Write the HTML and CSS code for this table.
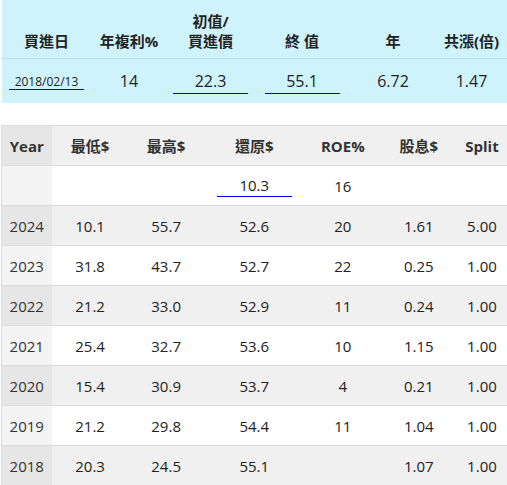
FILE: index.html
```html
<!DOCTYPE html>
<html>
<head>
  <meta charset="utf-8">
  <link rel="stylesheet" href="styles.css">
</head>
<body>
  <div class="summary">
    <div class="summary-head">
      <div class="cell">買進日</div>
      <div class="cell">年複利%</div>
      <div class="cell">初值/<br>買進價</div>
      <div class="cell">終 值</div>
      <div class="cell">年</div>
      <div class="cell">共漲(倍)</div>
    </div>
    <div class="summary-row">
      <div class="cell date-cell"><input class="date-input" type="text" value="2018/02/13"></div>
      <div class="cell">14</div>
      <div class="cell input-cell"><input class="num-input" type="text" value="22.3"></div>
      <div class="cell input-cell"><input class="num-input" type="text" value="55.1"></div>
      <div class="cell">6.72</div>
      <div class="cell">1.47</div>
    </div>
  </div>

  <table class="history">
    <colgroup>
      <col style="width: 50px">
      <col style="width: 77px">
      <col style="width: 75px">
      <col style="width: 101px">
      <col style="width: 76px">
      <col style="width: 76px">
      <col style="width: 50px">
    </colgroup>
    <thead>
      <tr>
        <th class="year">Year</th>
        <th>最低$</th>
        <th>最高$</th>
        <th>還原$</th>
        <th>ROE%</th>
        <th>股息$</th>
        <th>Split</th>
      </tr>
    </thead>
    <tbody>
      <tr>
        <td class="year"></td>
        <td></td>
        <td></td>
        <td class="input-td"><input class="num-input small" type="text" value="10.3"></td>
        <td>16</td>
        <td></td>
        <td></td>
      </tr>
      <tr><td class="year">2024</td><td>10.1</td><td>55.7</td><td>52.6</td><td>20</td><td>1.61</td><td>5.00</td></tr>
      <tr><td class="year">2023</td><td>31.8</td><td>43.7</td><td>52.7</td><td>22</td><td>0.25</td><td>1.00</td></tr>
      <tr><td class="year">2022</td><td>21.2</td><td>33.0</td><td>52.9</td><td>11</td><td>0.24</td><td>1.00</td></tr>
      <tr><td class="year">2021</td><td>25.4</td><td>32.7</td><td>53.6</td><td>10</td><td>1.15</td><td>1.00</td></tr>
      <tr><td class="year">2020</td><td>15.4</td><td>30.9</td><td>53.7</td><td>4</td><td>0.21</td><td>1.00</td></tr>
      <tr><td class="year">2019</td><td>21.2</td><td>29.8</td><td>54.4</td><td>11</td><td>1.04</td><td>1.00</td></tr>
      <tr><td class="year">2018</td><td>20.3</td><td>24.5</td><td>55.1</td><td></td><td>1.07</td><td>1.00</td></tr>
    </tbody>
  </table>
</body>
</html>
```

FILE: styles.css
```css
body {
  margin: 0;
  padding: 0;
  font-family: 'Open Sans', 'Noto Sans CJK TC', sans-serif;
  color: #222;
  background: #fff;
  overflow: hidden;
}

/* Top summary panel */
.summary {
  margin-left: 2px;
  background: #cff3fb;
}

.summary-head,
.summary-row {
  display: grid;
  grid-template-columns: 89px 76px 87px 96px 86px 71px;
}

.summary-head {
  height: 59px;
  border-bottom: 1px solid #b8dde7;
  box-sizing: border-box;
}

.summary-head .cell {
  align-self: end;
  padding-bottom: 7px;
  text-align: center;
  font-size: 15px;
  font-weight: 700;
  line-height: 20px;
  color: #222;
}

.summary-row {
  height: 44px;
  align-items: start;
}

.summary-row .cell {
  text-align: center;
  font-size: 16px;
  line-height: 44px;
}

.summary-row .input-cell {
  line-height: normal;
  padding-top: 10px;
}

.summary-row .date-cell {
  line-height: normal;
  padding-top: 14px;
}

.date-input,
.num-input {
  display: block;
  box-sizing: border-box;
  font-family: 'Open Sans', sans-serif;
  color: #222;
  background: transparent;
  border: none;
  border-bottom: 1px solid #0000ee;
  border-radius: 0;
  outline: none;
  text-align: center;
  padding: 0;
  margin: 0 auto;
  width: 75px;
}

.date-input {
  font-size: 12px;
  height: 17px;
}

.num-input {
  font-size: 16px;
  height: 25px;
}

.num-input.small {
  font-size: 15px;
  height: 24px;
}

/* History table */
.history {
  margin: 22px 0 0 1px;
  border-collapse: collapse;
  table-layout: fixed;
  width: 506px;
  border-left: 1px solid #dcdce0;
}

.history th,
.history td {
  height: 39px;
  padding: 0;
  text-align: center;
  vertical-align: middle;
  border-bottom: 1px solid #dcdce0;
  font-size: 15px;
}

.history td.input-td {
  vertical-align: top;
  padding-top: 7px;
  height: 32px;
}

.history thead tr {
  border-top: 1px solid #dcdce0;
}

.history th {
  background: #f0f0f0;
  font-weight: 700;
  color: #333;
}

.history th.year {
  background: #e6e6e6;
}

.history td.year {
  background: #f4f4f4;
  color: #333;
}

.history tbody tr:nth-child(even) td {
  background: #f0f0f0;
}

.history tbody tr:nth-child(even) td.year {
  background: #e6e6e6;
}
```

TASK GOAL: Return the material exactly as given, apart from the pictures.

RESULT FOR THIS EXERCISE:
Write the HTML and CSS code for this table.
FILE: index.html
```html
<!DOCTYPE html>
<html>
<head>
  <meta charset="utf-8">
  <link rel="stylesheet" href="styles.css">
</head>
<body>
  <div class="summary">
    <div class="summary-head">
      <div class="cell">買進日</div>
      <div class="cell">年複利%</div>
      <div class="cell">初值/<br>買進價</div>
      <div class="cell">終 值</div>
      <div class="cell">年</div>
      <div class="cell">共漲(倍)</div>
    </div>
    <div class="summary-row">
      <div class="cell date-cell"><input class="date-input" type="text" value="2018/02/13"></div>
      <div class="cell">14</div>
      <div class="cell input-cell"><input class="num-input" type="text" value="22.3"></div>
      <div class="cell input-cell"><input class="num-input" type="text" value="55.1"></div>
      <div class="cell">6.72</div>
      <div class="cell">1.47</div>
    </div>
  </div>

  <table class="history">
    <colgroup>
      <col style="width: 50px">
      <col style="width: 77px">
      <col style="width: 75px">
      <col style="width: 101px">
      <col style="width: 76px">
      <col style="width: 76px">
      <col style="width: 50px">
    </colgroup>
    <thead>
      <tr>
        <th class="year">Year</th>
        <th>最低$</th>
        <th>最高$</th>
        <th>還原$</th>
        <th>ROE%</th>
        <th>股息$</th>
        <th>Split</th>
      </tr>
    </thead>
    <tbody>
      <tr>
        <td class="year"></td>
        <td></td>
        <td></td>
        <td class="input-td"><input class="num-input small" type="text" value="10.3"></td>
        <td>16</td>
        <td></td>
        <td></td>
      </tr>
      <tr><td class="year">2024</td><td>10.1</td><td>55.7</td><td>52.6</td><td>20</td><td>1.61</td><td>5.00</td></tr>
      <tr><td class="year">2023</td><td>31.8</td><td>43.7</td><td>52.7</td><td>22</td><td>0.25</td><td>1.00</td></tr>
      <tr><td class="year">2022</td><td>21.2</td><td>33.0</td><td>52.9</td><td>11</td><td>0.24</td><td>1.00</td></tr>
      <tr><td class="year">2021</td><td>25.4</td><td>32.7</td><td>53.6</td><td>10</td><td>1.15</td><td>1.00</td></tr>
      <tr><td class="year">2020</td><td>15.4</td><td>30.9</td><td>53.7</td><td>4</td><td>0.21</td><td>1.00</td></tr>
      <tr><td class="year">2019</td><td>21.2</td><td>29.8</td><td>54.4</td><td>11</td><td>1.04</td><td>1.00</td></tr>
      <tr><td class="year">2018</td><td>20.3</td><td>24.5</td><td>55.1</td><td></td><td>1.07</td><td>1.00</td></tr>
    </tbody>
  </table>
</body>
</html>
```

FILE: styles.css
```css
body {
  margin: 0;
  padding: 0;
  font-family: 'Open Sans', 'Noto Sans CJK TC', sans-serif;
  color: #222;
  background: #fff;
  overflow: hidden;
}

/* Top summary panel */
.summary {
  margin-left: 2px;
  background: #cff3fb;
}

.summary-head,
.summary-row {
  display: grid;
  grid-template-columns: 89px 76px 87px 96px 86px 71px;
}

.summary-head {
  height: 59px;
  border-bottom: 1px solid #b8dde7;
  box-sizing: border-box;
}

.summary-head .cell {
  align-self: end;
  padding-bottom: 7px;
  text-align: center;
  font-size: 15px;
  font-weight: 700;
  line-height: 20px;
  color: #222;
}

.summary-row {
  height: 44px;
  align-items: start;
}

.summary-row .cell {
  text-align: center;
  font-size: 16px;
  line-height: 44px;
}

.summary-row .input-cell {
  line-height: normal;
  padding-top: 10px;
}

.summary-row .date-cell {
  line-height: normal;
  padding-top: 14px;
}

.date-input,
.num-input {
  display: block;
  box-sizing: border-box;
  font-family: 'Open Sans', sans-serif;
  color: #222;
  background: transparent;
  border: none;
  border-bottom: 1px solid #0000ee;
  border-radius: 0;
  outline: none;
  text-align: center;
  padding: 0;
  margin: 0 auto;
  width: 75px;
}

.date-input {
  font-size: 12px;
  height: 17px;
}

.num-input {
  font-size: 16px;
  height: 25px;
}

.num-input.small {
  font-size: 15px;
  height: 24px;
}

/* History table */
.history {
  margin: 22px 0 0 1px;
  border-collapse: collapse;
  table-layout: fixed;
  width: 506px;
  border-left: 1px solid #dcdce0;
}

.history th,
.history td {
  height: 39px;
  padding: 0;
  text-align: center;
  vertical-align: middle;
  border-bottom: 1px solid #dcdce0;
  font-size: 15px;
}

.history td.input-td {
  vertical-align: top;
  padding-top: 7px;
  height: 32px;
}

.history thead tr {
  border-top: 1px solid #dcdce0;
}

.history th {
  background: #f0f0f0;
  font-weight: 700;
  color: #333;
}

.history th.year {
  background: #e6e6e6;
}

.history td.year {
  background: #f4f4f4;
  color: #333;
}

.history tbody tr:nth-child(even) td {
  background: #f0f0f0;
}

.history tbody tr:nth-child(even) td.year {
  background: #e6e6e6;
}
```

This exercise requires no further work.